When you do things that only create an illusion of security, without actually improving it in any way, you are participating in security theater. This can lead to a counter-effect that actually decreases your security in the worst case or just lead to a big waste of time in the best case.
As you can guess, in this post I want to give examples of these traps and help you avoid them. As usual, your options to "fight back" depend greatly on the type of company. In a large enterprise, which is heavily risk-averse by default, you will have to pick your battles carefully.
An Example of Security Theater in Software Engineering
A long time ago my team had a third-party contractor perform a security review and penetration test of an internal application. This app was available only via the company’s VPN and required 2FA to access. It was quite secure by default, but a review was mandated by company policy.
There were some good findings, but overall nothing major. Except for one issue that really stuck with me as a seriously annoying waste of time. In our app, we had one creation modal that allows you to kick-start an asynchronous data processing job. In this modal window, you had a couple of free-text entries to provide certain parameters.
Our backend didn’t do any special validation of the incoming POST request. (Outside of checking that it was valid JSON and followed the expected schema.) So, when the security team saw that they were able to input all sorts of junk and get a
200 OK response they marked the issue as "Critical." This meant the team should stop whatever they are doing and fix it within 5 business days.
This was, to put it mildly, a waste of time. An SLA of 30 days would have been fair and acceptable, but the 5-day deadline meant we had to delay progress on an important feature in order to meet a threat that was not serious.
And here’s how I know the threat really wasn’t serious – the async job was performing the validation anyway. The API was just scheduling it, but the job was doing various validations and checks.

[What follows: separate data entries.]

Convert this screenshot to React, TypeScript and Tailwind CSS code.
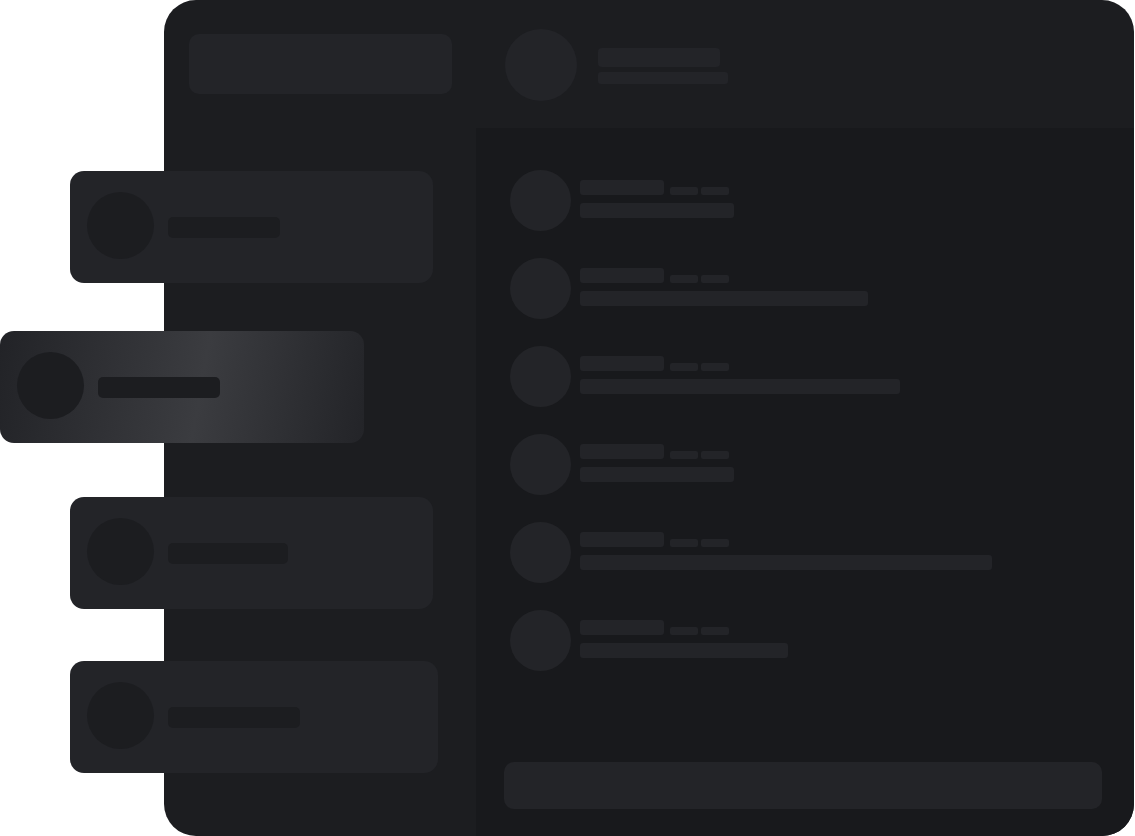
const messages = [154, 288, 320, 154, 412, 208];

const cards = [
  { mt: "mt-[77px]", ml: "-ml-[119px]", w: "w-[363px]", bar: "w-[112px]", active: false },
  { mt: "mt-[48px]", ml: "-ml-[189px]", w: "w-[364px]", bar: "w-[122px]", active: true },
  { mt: "mt-[54px]", ml: "-ml-[119px]", w: "w-[363px]", bar: "w-[120px]", active: false },
  { mt: "mt-[52px]", ml: "-ml-[119px]", w: "w-[368px]", bar: "w-[132px]", active: false },
];

function App() {
  return (
    <div className="w-[1135px] h-[836px] bg-white">
      <div className="ml-[164px] w-[970px] h-[836px] rounded-[32px] bg-[#1c1d20] flex">
        {/* 사이드바 */}
        <div className="w-[312px] shrink-0 pl-[25px] pt-[34px] flex flex-col">
          <div className="w-[263px] h-[60px] rounded-[10px] bg-[#232428]"></div>
          {cards.map((card, index) => (
            <div
              key={index}
              className={`${card.mt} ${card.ml} ${card.w} h-[112px] rounded-[14px] flex items-center pl-[17px] gap-[14px] ${
                card.active
                  ? "bg-[linear-gradient(100deg,#222327_0%,#3b3c40_55%,#232428_100%)]"
                  : "bg-[#232428]"
              }`}
            >
              <div className="w-[67px] h-[67px] -mt-[4px] rounded-full bg-[#1c1d20]"></div>
              <div className={`${card.bar} h-[21px] rounded-[5px] bg-[#1c1d20]`}></div>
            </div>
          ))}
        </div>

        {/* 채팅 영역 */}
        <div className="flex-1 flex flex-col">
          <div className="h-[128px] shrink-0 flex items-start pt-[29px] pl-[29px] gap-[21px]">
            <div className="w-[72px] h-[72px] rounded-full bg-[#232428]"></div>
            <div className="pt-[19px] flex flex-col gap-[5px]">
              <div className="w-[122px] h-[19px] rounded-[4px] bg-[#232428]"></div>
              <div className="w-[130px] h-[12px] rounded-[3px] bg-[#232428]"></div>
            </div>
          </div>
          <div className="flex-1 bg-[#18191c] rounded-br-[32px] flex flex-col pt-[42px] pl-[34px] pr-[32px] pb-[27px]">
            <div className="flex flex-col gap-[27px]">
              {messages.map((width, index) => (
                <div key={index} className="flex gap-[9px]">
                  <div className="w-[61px] h-[61px] rounded-full bg-[#232428] shrink-0"></div>
                  <div className="pt-[10px] flex flex-col gap-[8px]">
                    <div className="flex items-end">
                      <div className="w-[84px] h-[15px] rounded-[3px] bg-[#232428]"></div>
                      <div className="ml-[6px] w-[28px] h-[8px] rounded-[2px] bg-[#232428]"></div>
                      <div className="ml-[3px] w-[28px] h-[8px] rounded-[2px] bg-[#232428]"></div>
                    </div>
                    <div
                      className="h-[15px] rounded-[3px] bg-[#232428]"
                      style={{ width: width }}
                    ></div>
                  </div>
                </div>
              ))}
            </div>
            <div className="mt-auto -ml-[6px] h-[47px] rounded-[10px] bg-[#232428]"></div>
          </div>
        </div>
      </div>
    </div>
  );
}

export default App;
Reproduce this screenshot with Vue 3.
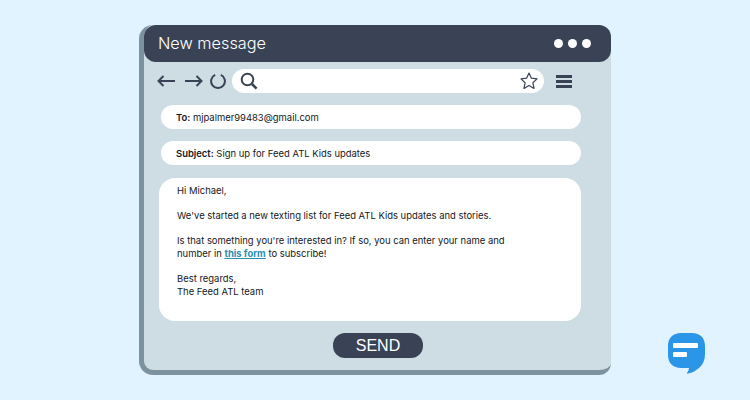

There was a good reason why the team decided to build it like this. The job could be invoked through multiple channels, so it made sense to have the job do this itself instead of trying to maintain it in several different places.
Here’s a simple diagram of the architecture that I remember:
The security team did not care about this of course and their word was final. Ignoring the 5-day deadline meant fighting against the company’s policy. In our setting, this was not a worthwhile investment.
We extracted the validation into a shared library and reused it on our API. The level of effort was not huge, but slowing down on an important feature, with a tight deadline, created churn problems for us.
As I look back on this today, there are two aspects of security theater at play. First, this was not a critical issue. This was an internal app on VPN with two-factor authentication. The input validation was not missing, it was just performed at a different layer. I’m sure there’s a brilliant security engineer who could find some sort of argument that our thin in-between layer was somehow being compromised, but realistically everyone should be able to agree that this could wait.
Second, there are other things on this diagram that should be more concerning. The design of the system gives too many attack vectors and the part that deserves more scrutiny is on the right, labeled as "other systems." The security team raised a lot of noise around low-hanging fruit that is easy to figure out, but they didn’t do anything to dive deep into the "black box behind the API."
And this may be quite dangerous. We can argue that the engineering team now (wrongly) thinks that everything else in their system is fine. They just need to fix this one action item and their platform is untouchable. When security theater leads to this kind of overconfidence, it produces a counter-effect to the original intent.
I think that if this review was done correctly, it would have yielded the following action items:
- Standardize all channels to one access pattern. Centralize validation here.
- Eliminate legacy CRON schedules.
And it would have come with a suggestion similar to this diagram:
Don’t Let Security Theater Degrade Customer Experience
In the previous example, the unpopular "right" choice is to follow along. The fix we had to do was acceptable, but annoying given the timelines and other circumstances. It’s not worth fighting battles that will take more time than the solution – especially when the solution changes nothing in the customer experience.
Battles worth fighting are those that directly involve your customer’s experience and your core business flows.
A common example in this space is access control management. Security reviews often end up recommending the creation of hundreds of different roles and permissions along with all sorts of usage flows that are not good for the end-user experience. This can be a hard battle and high control granularity is a must in most enterprises. (And there’s a good reason for that – both from a business and from a security perspective.)
However, this doesn’t mean the user experience has to be overly complex. Security mandates on the internal workings of the system should not be allowed to spill over and degrade your customer experience. This is where you will find battles worth fighting and your customer-centric approach will provide you with enough ammunition to back up your case.